Restate the material word for word and leave out anything that is a picture.

Dataset excerpt:
--*--
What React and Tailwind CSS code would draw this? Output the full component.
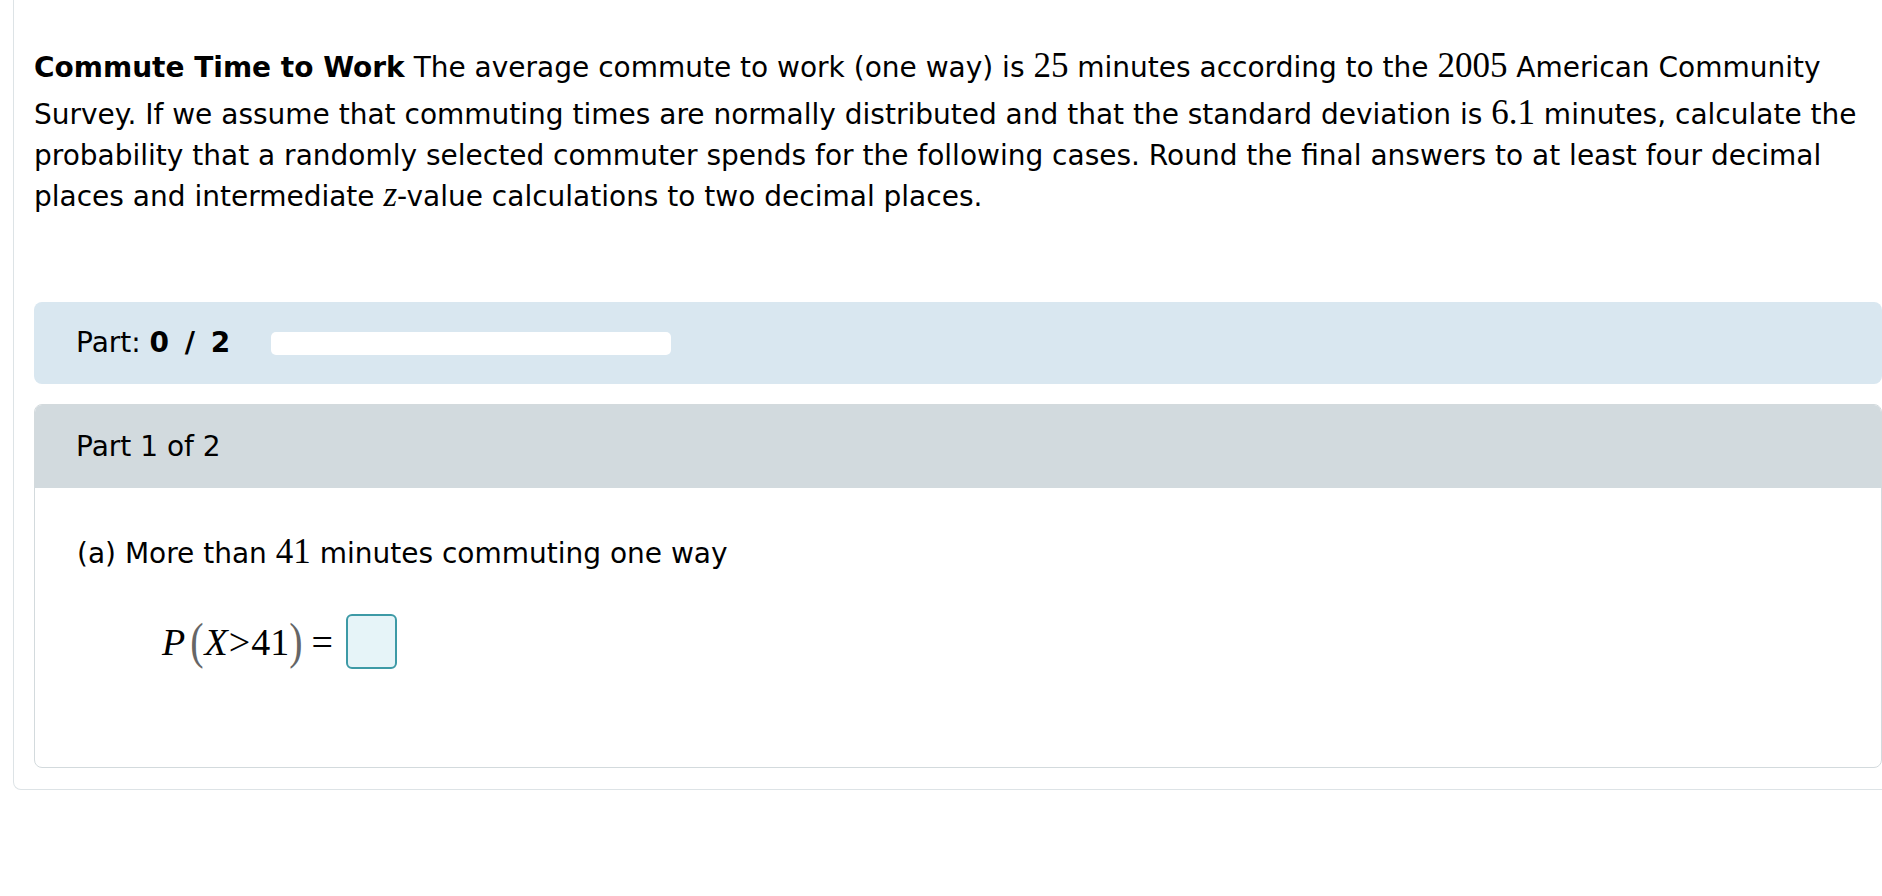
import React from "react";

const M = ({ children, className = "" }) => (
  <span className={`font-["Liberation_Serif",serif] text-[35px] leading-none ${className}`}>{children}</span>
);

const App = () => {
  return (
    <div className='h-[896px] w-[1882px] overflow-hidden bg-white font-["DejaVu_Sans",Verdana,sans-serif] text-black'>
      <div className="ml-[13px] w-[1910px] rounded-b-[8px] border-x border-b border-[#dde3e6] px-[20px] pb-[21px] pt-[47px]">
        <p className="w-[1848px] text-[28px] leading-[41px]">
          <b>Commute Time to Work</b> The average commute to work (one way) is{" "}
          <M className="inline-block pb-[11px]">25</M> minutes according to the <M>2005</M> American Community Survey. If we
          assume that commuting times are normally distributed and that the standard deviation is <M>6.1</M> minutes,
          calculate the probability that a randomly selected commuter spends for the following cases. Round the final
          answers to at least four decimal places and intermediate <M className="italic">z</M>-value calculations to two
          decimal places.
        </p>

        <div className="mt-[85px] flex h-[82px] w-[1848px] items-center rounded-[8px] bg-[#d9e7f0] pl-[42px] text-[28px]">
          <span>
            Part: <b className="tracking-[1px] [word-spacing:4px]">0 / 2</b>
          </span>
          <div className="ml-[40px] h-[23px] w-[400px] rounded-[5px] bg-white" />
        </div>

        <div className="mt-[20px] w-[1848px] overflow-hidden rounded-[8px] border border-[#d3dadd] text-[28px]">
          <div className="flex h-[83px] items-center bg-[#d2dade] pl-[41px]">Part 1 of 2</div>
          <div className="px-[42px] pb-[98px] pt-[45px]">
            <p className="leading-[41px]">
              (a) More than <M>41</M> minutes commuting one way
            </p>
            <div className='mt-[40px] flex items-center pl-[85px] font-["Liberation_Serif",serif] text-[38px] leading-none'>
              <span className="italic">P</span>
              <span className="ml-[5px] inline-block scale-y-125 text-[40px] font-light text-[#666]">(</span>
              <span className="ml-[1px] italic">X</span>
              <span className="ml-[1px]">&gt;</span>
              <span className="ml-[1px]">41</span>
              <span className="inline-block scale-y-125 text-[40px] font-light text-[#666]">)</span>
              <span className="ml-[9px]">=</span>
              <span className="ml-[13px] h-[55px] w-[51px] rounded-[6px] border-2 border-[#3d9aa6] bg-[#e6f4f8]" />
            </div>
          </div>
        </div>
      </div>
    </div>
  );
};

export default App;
--*--
Task output:
What React and Tailwind CSS code would draw this? Output the full component.
import React from "react";

const M = ({ children, className = "" }) => (
  <span className={`font-["Liberation_Serif",serif] text-[35px] leading-none ${className}`}>{children}</span>
);

const App = () => {
  return (
    <div className='h-[896px] w-[1882px] overflow-hidden bg-white font-["DejaVu_Sans",Verdana,sans-serif] text-black'>
      <div className="ml-[13px] w-[1910px] rounded-b-[8px] border-x border-b border-[#dde3e6] px-[20px] pb-[21px] pt-[47px]">
        <p className="w-[1848px] text-[28px] leading-[41px]">
          <b>Commute Time to Work</b> The average commute to work (one way) is{" "}
          <M className="inline-block pb-[11px]">25</M> minutes according to the <M>2005</M> American Community Survey. If we
          assume that commuting times are normally distributed and that the standard deviation is <M>6.1</M> minutes,
          calculate the probability that a randomly selected commuter spends for the following cases. Round the final
          answers to at least four decimal places and intermediate <M className="italic">z</M>-value calculations to two
          decimal places.
        </p>

        <div className="mt-[85px] flex h-[82px] w-[1848px] items-center rounded-[8px] bg-[#d9e7f0] pl-[42px] text-[28px]">
          <span>
            Part: <b className="tracking-[1px] [word-spacing:4px]">0 / 2</b>
          </span>
          <div className="ml-[40px] h-[23px] w-[400px] rounded-[5px] bg-white" />
        </div>

        <div className="mt-[20px] w-[1848px] overflow-hidden rounded-[8px] border border-[#d3dadd] text-[28px]">
          <div className="flex h-[83px] items-center bg-[#d2dade] pl-[41px]">Part 1 of 2</div>
          <div className="px-[42px] pb-[98px] pt-[45px]">
            <p className="leading-[41px]">
              (a) More than <M>41</M> minutes commuting one way
            </p>
            <div className='mt-[40px] flex items-center pl-[85px] font-["Liberation_Serif",serif] text-[38px] leading-none'>
              <span className="italic">P</span>
              <span className="ml-[5px] inline-block scale-y-125 text-[40px] font-light text-[#666]">(</span>
              <span className="ml-[1px] italic">X</span>
              <span className="ml-[1px]">&gt;</span>
              <span className="ml-[1px]">41</span>
              <span className="inline-block scale-y-125 text-[40px] font-light text-[#666]">)</span>
              <span className="ml-[9px]">=</span>
              <span className="ml-[13px] h-[55px] w-[51px] rounded-[6px] border-2 border-[#3d9aa6] bg-[#e6f4f8]" />
            </div>
          </div>
        </div>
      </div>
    </div>
  );
};

export default App;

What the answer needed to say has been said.